Data supplied >>

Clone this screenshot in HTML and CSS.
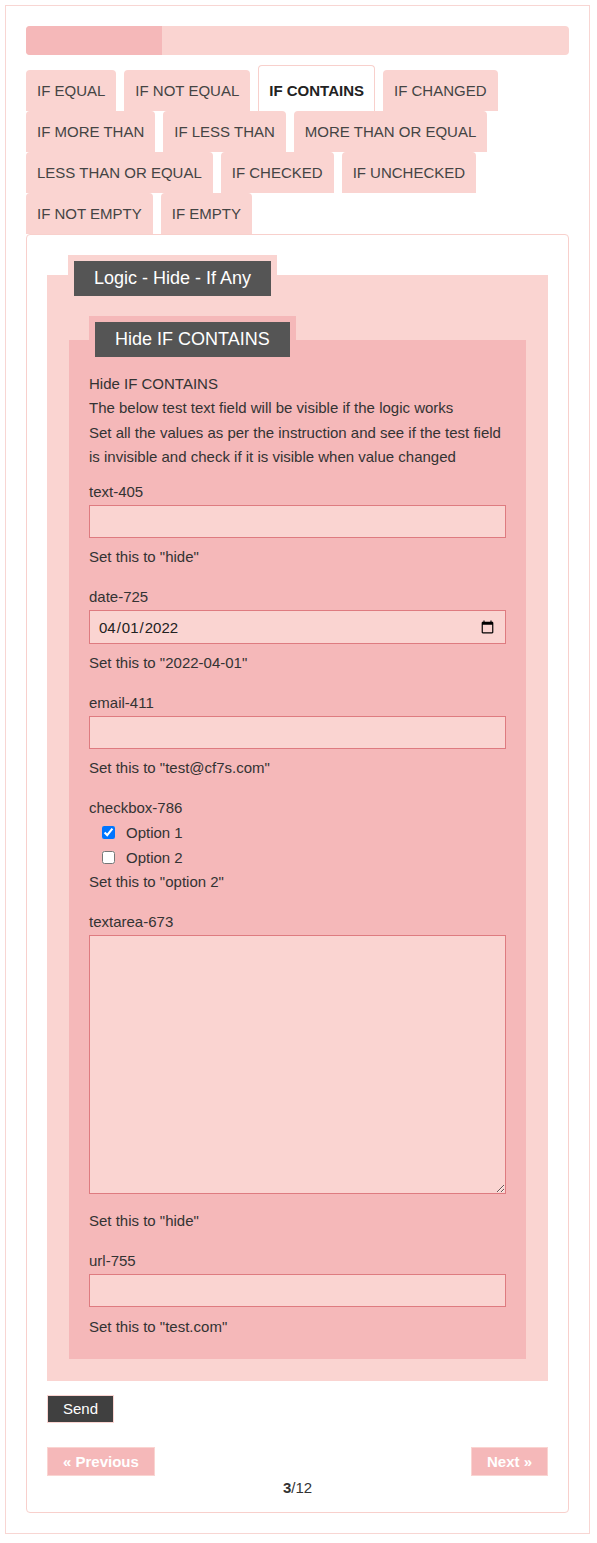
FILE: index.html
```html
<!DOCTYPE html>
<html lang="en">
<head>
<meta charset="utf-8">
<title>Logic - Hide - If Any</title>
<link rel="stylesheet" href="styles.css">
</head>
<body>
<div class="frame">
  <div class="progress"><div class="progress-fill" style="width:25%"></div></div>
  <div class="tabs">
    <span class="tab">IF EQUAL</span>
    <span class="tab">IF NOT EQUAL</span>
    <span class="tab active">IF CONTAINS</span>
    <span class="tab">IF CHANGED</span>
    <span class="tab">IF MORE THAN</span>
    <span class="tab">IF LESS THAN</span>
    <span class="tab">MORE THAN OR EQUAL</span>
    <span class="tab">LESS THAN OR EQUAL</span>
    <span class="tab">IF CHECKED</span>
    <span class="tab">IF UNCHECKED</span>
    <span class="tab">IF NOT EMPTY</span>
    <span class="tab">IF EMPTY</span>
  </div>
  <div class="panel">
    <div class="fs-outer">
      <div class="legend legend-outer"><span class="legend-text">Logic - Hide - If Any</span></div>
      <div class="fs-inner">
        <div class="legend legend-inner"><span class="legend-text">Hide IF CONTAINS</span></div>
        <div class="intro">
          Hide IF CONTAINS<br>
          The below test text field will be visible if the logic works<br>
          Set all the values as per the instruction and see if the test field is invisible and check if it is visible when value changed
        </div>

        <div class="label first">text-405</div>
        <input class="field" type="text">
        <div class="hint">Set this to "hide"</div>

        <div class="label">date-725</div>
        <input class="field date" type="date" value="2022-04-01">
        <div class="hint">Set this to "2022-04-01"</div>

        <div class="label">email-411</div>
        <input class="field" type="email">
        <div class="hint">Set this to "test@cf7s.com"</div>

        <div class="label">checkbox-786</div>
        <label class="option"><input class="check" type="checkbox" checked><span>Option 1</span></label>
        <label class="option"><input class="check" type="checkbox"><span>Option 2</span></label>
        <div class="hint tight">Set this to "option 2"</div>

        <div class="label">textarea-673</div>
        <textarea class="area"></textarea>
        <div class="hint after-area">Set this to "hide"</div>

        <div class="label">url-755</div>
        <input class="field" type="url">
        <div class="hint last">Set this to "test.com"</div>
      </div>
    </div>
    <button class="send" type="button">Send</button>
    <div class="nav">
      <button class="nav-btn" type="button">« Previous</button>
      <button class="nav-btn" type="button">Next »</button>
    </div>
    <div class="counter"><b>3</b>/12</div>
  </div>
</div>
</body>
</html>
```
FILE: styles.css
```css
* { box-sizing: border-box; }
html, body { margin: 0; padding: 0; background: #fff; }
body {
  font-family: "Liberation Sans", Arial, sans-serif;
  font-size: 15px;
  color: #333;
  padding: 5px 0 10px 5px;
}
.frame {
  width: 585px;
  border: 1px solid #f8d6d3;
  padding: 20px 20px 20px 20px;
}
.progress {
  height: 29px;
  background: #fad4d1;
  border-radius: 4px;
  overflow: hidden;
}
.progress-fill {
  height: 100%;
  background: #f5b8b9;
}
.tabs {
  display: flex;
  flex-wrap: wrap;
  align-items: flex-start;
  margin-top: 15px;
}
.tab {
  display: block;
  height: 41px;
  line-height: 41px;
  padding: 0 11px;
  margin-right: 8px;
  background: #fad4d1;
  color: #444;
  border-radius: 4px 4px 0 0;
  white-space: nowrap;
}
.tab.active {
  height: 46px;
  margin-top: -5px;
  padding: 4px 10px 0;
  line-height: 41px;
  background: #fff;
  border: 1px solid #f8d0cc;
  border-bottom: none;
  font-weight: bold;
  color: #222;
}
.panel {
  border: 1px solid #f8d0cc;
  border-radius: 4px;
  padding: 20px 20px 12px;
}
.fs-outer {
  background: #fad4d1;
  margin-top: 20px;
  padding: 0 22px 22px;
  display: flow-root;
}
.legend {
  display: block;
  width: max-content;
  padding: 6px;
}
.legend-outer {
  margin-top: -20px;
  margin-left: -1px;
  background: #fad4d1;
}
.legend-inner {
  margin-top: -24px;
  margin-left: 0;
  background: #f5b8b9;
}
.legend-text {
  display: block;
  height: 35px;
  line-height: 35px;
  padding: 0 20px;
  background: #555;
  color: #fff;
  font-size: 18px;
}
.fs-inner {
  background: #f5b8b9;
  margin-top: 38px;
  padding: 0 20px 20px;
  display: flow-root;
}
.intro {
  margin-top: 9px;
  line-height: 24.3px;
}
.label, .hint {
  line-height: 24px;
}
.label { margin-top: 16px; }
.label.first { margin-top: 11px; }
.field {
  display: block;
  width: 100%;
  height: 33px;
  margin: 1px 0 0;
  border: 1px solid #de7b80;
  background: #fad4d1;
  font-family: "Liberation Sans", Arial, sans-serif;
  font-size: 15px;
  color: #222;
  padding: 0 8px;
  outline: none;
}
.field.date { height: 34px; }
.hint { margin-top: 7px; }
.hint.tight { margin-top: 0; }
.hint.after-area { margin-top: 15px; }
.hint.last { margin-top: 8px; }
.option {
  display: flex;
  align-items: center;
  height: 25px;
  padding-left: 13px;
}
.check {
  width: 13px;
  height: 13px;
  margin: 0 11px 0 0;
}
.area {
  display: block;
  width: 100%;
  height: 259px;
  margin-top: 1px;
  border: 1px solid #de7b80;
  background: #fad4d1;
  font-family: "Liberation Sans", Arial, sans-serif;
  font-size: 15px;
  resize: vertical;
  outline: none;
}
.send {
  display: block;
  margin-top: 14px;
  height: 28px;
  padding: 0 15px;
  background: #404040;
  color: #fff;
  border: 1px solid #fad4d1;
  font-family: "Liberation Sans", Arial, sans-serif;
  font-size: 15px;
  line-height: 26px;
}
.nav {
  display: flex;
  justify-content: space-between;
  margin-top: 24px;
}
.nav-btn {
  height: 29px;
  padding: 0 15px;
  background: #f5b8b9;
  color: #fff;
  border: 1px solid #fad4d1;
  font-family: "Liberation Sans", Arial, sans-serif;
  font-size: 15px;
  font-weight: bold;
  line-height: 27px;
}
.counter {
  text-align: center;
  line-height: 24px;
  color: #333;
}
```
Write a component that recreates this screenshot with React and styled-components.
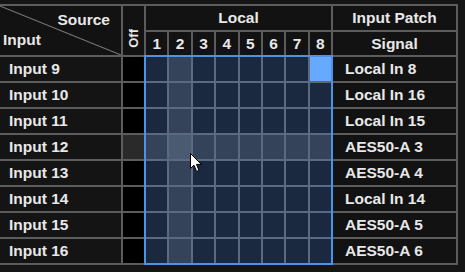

Task instructions >>
Write out all the entries word for word, but skip any images.

Complete output >>
Clone this screenshot in HTML and CSS.
FILE: index.html
```html
<!DOCTYPE html>
<html lang="en">
<head>
<meta charset="utf-8">
<title>Logic - Hide - If Any</title>
<link rel="stylesheet" href="styles.css">
</head>
<body>
<div class="frame">
  <div class="progress"><div class="progress-fill" style="width:25%"></div></div>
  <div class="tabs">
    <span class="tab">IF EQUAL</span>
    <span class="tab">IF NOT EQUAL</span>
    <span class="tab active">IF CONTAINS</span>
    <span class="tab">IF CHANGED</span>
    <span class="tab">IF MORE THAN</span>
    <span class="tab">IF LESS THAN</span>
    <span class="tab">MORE THAN OR EQUAL</span>
    <span class="tab">LESS THAN OR EQUAL</span>
    <span class="tab">IF CHECKED</span>
    <span class="tab">IF UNCHECKED</span>
    <span class="tab">IF NOT EMPTY</span>
    <span class="tab">IF EMPTY</span>
  </div>
  <div class="panel">
    <div class="fs-outer">
      <div class="legend legend-outer"><span class="legend-text">Logic - Hide - If Any</span></div>
      <div class="fs-inner">
        <div class="legend legend-inner"><span class="legend-text">Hide IF CONTAINS</span></div>
        <div class="intro">
          Hide IF CONTAINS<br>
          The below test text field will be visible if the logic works<br>
          Set all the values as per the instruction and see if the test field is invisible and check if it is visible when value changed
        </div>

        <div class="label first">text-405</div>
        <input class="field" type="text">
        <div class="hint">Set this to "hide"</div>

        <div class="label">date-725</div>
        <input class="field date" type="date" value="2022-04-01">
        <div class="hint">Set this to "2022-04-01"</div>

        <div class="label">email-411</div>
        <input class="field" type="email">
        <div class="hint">Set this to "test@cf7s.com"</div>

        <div class="label">checkbox-786</div>
        <label class="option"><input class="check" type="checkbox" checked><span>Option 1</span></label>
        <label class="option"><input class="check" type="checkbox"><span>Option 2</span></label>
        <div class="hint tight">Set this to "option 2"</div>

        <div class="label">textarea-673</div>
        <textarea class="area"></textarea>
        <div class="hint after-area">Set this to "hide"</div>

        <div class="label">url-755</div>
        <input class="field" type="url">
        <div class="hint last">Set this to "test.com"</div>
      </div>
    </div>
    <button class="send" type="button">Send</button>
    <div class="nav">
      <button class="nav-btn" type="button">« Previous</button>
      <button class="nav-btn" type="button">Next »</button>
    </div>
    <div class="counter"><b>3</b>/12</div>
  </div>
</div>
</body>
</html>
```
FILE: styles.css
```css
* { box-sizing: border-box; }
html, body { margin: 0; padding: 0; background: #fff; }
body {
  font-family: "Liberation Sans", Arial, sans-serif;
  font-size: 15px;
  color: #333;
  padding: 5px 0 10px 5px;
}
.frame {
  width: 585px;
  border: 1px solid #f8d6d3;
  padding: 20px 20px 20px 20px;
}
.progress {
  height: 29px;
  background: #fad4d1;
  border-radius: 4px;
  overflow: hidden;
}
.progress-fill {
  height: 100%;
  background: #f5b8b9;
}
.tabs {
  display: flex;
  flex-wrap: wrap;
  align-items: flex-start;
  margin-top: 15px;
}
.tab {
  display: block;
  height: 41px;
  line-height: 41px;
  padding: 0 11px;
  margin-right: 8px;
  background: #fad4d1;
  color: #444;
  border-radius: 4px 4px 0 0;
  white-space: nowrap;
}
.tab.active {
  height: 46px;
  margin-top: -5px;
  padding: 4px 10px 0;
  line-height: 41px;
  background: #fff;
  border: 1px solid #f8d0cc;
  border-bottom: none;
  font-weight: bold;
  color: #222;
}
.panel {
  border: 1px solid #f8d0cc;
  border-radius: 4px;
  padding: 20px 20px 12px;
}
.fs-outer {
  background: #fad4d1;
  margin-top: 20px;
  padding: 0 22px 22px;
  display: flow-root;
}
.legend {
  display: block;
  width: max-content;
  padding: 6px;
}
.legend-outer {
  margin-top: -20px;
  margin-left: -1px;
  background: #fad4d1;
}
.legend-inner {
  margin-top: -24px;
  margin-left: 0;
  background: #f5b8b9;
}
.legend-text {
  display: block;
  height: 35px;
  line-height: 35px;
  padding: 0 20px;
  background: #555;
  color: #fff;
  font-size: 18px;
}
.fs-inner {
  background: #f5b8b9;
  margin-top: 38px;
  padding: 0 20px 20px;
  display: flow-root;
}
.intro {
  margin-top: 9px;
  line-height: 24.3px;
}
.label, .hint {
  line-height: 24px;
}
.label { margin-top: 16px; }
.label.first { margin-top: 11px; }
.field {
  display: block;
  width: 100%;
  height: 33px;
  margin: 1px 0 0;
  border: 1px solid #de7b80;
  background: #fad4d1;
  font-family: "Liberation Sans", Arial, sans-serif;
  font-size: 15px;
  color: #222;
  padding: 0 8px;
  outline: none;
}
.field.date { height: 34px; }
.hint { margin-top: 7px; }
.hint.tight { margin-top: 0; }
.hint.after-area { margin-top: 15px; }
.hint.last { margin-top: 8px; }
.option {
  display: flex;
  align-items: center;
  height: 25px;
  padding-left: 13px;
}
.check {
  width: 13px;
  height: 13px;
  margin: 0 11px 0 0;
}
.area {
  display: block;
  width: 100%;
  height: 259px;
  margin-top: 1px;
  border: 1px solid #de7b80;
  background: #fad4d1;
  font-family: "Liberation Sans", Arial, sans-serif;
  font-size: 15px;
  resize: vertical;
  outline: none;
}
.send {
  display: block;
  margin-top: 14px;
  height: 28px;
  padding: 0 15px;
  background: #404040;
  color: #fff;
  border: 1px solid #fad4d1;
  font-family: "Liberation Sans", Arial, sans-serif;
  font-size: 15px;
  line-height: 26px;
}
.nav {
  display: flex;
  justify-content: space-between;
  margin-top: 24px;
}
.nav-btn {
  height: 29px;
  padding: 0 15px;
  background: #f5b8b9;
  color: #fff;
  border: 1px solid #fad4d1;
  font-family: "Liberation Sans", Arial, sans-serif;
  font-size: 15px;
  font-weight: bold;
  line-height: 27px;
}
.counter {
  text-align: center;
  line-height: 24px;
  color: #333;
}
```
Write a component that recreates this screenshot with React and styled-components.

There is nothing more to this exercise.